◆ Given task ◆
What is the number of lines in the entries that include the word "index"? Respond with the number only.

### Data

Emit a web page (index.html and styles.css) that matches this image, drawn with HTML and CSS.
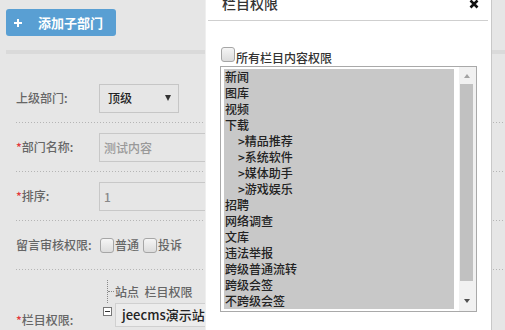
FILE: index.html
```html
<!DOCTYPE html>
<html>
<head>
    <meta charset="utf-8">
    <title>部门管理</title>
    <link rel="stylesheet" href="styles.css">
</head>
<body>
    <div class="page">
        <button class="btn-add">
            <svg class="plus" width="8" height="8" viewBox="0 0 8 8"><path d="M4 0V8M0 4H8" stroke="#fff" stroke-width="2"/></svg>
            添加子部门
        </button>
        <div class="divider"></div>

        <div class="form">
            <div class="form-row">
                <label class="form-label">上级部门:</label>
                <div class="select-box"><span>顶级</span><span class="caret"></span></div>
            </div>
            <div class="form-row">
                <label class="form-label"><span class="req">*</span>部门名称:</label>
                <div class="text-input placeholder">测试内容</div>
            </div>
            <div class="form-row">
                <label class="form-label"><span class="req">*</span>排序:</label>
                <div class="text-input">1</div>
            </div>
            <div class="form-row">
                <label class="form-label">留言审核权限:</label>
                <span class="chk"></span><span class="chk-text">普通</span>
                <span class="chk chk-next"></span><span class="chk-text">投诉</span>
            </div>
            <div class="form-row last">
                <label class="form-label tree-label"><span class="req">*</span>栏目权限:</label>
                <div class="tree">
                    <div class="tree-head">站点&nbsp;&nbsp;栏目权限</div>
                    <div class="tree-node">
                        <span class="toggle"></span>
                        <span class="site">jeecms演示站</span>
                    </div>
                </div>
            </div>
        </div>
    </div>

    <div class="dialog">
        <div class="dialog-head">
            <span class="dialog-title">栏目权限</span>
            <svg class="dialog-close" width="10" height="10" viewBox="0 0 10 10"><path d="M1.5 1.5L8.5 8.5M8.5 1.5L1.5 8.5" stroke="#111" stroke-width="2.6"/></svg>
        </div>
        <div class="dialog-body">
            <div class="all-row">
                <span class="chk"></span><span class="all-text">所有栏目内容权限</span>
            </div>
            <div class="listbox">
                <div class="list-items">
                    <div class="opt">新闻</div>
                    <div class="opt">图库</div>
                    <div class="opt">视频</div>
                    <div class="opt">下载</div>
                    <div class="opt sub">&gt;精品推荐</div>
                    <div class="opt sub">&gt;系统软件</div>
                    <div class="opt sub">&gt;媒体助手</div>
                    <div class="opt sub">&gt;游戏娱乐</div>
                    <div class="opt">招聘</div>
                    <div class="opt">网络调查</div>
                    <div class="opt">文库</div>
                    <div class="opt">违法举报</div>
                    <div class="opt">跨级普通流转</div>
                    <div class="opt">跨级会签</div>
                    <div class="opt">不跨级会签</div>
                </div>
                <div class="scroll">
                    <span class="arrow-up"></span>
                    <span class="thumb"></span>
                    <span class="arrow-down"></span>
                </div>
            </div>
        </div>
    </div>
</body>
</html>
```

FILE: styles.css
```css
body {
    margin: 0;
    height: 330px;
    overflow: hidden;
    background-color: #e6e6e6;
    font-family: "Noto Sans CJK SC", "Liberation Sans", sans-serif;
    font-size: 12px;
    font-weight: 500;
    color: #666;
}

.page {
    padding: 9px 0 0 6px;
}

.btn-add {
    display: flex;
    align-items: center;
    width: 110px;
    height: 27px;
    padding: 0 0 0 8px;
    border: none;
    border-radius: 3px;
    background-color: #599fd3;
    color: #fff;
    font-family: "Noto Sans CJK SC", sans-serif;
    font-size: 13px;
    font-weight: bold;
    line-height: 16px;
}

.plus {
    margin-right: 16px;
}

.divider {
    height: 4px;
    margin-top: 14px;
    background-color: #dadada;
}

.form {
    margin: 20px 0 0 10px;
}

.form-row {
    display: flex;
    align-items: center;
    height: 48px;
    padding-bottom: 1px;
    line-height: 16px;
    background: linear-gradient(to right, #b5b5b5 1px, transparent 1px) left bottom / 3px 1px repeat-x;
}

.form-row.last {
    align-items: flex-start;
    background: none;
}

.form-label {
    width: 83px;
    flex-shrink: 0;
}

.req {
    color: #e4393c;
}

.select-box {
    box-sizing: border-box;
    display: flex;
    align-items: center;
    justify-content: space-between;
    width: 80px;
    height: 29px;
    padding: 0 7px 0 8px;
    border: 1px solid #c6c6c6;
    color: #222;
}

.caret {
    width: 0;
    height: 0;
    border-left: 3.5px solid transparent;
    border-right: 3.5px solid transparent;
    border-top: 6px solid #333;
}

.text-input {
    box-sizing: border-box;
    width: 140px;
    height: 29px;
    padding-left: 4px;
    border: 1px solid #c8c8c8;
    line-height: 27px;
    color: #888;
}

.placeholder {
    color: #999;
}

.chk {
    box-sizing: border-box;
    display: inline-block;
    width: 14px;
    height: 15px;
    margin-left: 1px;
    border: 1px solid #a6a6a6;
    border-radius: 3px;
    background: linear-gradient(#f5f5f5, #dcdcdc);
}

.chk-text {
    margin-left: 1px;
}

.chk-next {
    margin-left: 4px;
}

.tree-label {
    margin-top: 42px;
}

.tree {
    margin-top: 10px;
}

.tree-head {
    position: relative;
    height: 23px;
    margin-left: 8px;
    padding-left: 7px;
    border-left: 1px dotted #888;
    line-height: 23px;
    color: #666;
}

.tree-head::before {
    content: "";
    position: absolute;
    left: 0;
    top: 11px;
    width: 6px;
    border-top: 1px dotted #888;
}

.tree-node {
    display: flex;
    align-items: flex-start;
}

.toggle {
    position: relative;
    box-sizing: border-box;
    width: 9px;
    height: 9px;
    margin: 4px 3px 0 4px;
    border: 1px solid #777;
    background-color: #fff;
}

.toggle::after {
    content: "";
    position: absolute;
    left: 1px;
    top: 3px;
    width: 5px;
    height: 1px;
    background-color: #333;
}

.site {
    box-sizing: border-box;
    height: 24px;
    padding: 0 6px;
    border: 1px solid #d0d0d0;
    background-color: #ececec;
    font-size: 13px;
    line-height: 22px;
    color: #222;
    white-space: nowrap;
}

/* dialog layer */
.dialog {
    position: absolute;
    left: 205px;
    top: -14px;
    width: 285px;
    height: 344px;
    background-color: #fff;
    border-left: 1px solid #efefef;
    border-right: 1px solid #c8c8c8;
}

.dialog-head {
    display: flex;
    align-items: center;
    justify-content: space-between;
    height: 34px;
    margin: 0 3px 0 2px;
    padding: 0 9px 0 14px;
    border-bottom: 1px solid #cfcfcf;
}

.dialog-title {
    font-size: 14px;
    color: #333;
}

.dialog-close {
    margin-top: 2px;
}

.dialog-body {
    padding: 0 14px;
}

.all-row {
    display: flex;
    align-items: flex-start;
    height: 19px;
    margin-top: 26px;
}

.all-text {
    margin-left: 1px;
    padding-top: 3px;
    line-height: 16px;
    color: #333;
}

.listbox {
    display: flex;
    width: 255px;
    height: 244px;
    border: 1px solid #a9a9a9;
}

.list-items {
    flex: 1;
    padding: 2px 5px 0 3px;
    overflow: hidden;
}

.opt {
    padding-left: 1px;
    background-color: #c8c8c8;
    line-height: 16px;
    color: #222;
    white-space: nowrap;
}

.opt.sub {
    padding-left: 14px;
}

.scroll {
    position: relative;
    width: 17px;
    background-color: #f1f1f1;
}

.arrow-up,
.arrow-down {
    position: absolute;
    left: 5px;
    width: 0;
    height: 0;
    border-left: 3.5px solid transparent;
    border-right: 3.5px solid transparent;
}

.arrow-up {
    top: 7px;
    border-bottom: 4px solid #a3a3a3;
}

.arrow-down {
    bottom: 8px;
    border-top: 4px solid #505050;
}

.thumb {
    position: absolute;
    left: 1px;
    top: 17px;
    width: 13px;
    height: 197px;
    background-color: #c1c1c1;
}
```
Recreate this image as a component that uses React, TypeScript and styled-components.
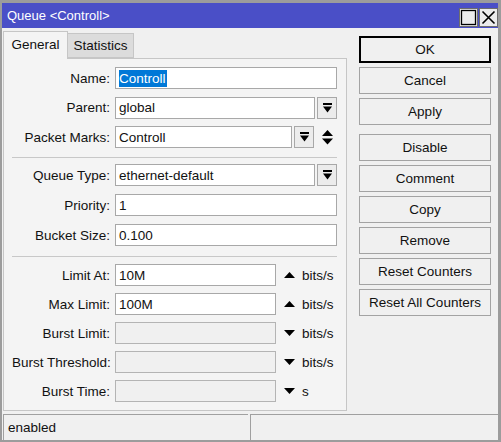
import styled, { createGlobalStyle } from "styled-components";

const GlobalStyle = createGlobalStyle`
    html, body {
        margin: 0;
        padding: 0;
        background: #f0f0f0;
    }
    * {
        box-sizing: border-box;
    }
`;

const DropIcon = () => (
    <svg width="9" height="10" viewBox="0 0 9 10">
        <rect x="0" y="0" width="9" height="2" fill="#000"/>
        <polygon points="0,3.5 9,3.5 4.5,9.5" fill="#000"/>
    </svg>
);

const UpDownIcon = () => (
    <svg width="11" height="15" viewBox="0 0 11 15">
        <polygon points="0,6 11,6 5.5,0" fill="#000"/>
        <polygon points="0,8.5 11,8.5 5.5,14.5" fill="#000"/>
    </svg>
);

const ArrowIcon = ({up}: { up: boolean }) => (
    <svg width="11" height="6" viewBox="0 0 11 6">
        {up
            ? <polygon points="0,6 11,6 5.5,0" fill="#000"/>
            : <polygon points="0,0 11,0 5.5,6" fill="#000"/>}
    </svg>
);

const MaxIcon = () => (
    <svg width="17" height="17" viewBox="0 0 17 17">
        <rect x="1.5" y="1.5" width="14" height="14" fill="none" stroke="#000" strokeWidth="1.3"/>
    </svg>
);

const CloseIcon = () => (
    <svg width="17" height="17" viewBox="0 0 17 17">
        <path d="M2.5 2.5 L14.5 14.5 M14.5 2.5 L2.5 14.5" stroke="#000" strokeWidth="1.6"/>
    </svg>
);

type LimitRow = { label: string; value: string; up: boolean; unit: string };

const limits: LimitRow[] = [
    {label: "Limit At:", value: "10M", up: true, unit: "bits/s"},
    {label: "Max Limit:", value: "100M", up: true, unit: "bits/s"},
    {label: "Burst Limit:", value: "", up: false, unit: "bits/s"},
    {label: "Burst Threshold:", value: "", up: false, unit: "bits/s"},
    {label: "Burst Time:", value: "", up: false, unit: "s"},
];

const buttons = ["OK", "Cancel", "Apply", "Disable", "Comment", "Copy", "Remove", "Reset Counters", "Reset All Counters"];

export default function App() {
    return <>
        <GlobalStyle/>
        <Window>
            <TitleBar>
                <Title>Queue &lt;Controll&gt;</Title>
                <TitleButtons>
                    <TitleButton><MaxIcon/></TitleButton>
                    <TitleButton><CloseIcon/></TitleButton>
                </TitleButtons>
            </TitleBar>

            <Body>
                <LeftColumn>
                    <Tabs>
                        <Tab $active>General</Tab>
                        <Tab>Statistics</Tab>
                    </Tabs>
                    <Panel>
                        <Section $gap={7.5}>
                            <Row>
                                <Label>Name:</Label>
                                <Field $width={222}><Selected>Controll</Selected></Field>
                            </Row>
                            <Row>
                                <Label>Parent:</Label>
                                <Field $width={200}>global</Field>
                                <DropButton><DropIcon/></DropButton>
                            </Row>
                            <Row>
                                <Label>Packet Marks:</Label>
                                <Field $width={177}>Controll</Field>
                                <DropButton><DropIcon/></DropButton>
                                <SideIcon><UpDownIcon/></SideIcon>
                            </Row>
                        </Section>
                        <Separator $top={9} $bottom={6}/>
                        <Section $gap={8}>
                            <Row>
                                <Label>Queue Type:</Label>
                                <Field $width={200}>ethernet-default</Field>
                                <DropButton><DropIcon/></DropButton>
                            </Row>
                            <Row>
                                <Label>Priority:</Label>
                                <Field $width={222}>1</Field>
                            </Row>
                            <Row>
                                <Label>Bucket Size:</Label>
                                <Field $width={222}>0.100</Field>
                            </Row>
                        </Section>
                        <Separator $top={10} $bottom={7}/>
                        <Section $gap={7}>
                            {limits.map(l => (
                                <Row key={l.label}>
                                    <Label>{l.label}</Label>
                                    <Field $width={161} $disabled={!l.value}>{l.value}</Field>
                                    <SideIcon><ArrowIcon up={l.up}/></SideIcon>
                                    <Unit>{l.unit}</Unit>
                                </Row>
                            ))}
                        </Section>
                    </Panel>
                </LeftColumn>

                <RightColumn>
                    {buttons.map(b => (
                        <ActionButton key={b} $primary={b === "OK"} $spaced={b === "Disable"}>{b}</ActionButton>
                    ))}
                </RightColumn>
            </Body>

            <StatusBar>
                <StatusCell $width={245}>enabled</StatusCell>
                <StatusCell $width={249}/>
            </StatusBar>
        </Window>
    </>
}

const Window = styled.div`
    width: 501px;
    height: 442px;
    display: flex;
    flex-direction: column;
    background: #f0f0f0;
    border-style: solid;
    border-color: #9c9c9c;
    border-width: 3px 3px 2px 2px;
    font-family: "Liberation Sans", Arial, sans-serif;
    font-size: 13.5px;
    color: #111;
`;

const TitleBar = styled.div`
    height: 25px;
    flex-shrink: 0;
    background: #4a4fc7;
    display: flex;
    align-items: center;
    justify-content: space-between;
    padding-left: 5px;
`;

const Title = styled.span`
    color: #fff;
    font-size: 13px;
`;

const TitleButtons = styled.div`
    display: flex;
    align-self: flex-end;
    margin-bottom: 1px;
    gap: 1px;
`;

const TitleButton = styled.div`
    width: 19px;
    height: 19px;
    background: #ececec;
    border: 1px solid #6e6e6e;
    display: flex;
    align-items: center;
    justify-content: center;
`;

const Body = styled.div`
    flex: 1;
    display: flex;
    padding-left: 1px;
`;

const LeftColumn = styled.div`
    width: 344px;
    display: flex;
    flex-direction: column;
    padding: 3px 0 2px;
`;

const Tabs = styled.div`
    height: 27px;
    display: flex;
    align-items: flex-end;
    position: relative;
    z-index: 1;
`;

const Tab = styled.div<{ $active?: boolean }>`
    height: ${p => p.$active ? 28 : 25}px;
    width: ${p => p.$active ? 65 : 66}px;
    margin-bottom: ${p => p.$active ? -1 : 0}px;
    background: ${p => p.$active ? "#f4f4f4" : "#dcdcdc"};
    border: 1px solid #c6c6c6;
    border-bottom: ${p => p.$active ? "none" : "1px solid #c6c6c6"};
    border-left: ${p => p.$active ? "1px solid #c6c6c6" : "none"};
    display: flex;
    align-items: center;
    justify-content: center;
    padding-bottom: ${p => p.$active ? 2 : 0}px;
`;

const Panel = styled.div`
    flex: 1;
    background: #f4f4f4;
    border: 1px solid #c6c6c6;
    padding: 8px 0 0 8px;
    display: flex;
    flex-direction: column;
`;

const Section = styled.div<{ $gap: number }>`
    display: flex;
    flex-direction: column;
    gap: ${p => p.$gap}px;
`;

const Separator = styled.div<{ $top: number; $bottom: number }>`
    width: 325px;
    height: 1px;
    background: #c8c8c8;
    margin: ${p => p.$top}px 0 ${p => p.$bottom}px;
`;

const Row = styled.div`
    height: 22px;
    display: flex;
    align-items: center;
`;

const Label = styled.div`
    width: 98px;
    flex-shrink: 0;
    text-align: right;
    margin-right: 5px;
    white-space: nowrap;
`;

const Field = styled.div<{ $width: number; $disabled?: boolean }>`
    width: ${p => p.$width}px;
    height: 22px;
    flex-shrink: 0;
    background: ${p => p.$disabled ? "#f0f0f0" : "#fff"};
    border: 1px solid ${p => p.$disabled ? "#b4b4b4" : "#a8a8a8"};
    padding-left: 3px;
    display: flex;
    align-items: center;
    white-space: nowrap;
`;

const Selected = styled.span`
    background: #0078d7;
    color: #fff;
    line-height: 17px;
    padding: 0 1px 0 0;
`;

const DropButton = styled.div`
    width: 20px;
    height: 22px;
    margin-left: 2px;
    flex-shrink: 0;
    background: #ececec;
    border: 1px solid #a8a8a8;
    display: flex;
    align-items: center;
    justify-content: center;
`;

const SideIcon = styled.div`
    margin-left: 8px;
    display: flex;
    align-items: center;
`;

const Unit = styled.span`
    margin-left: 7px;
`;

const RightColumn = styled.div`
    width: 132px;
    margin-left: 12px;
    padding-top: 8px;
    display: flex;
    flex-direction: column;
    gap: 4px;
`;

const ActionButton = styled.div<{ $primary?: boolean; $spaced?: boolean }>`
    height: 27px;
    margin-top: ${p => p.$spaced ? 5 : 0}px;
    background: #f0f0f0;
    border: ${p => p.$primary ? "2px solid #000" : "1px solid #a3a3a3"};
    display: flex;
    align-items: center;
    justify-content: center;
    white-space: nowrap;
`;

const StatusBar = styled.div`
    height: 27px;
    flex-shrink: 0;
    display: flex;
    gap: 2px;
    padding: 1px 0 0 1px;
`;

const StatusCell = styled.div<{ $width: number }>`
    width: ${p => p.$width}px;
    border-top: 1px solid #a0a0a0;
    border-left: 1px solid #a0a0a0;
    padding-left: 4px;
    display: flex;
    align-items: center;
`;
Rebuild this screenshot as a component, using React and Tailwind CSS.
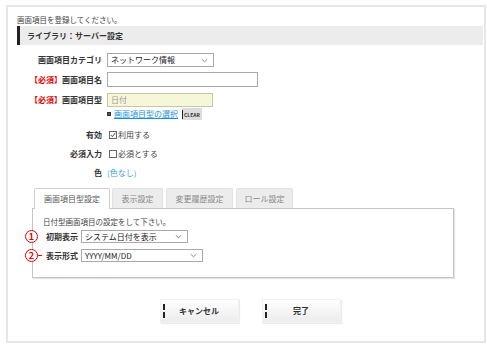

######

◆ Exercise solution ◆
3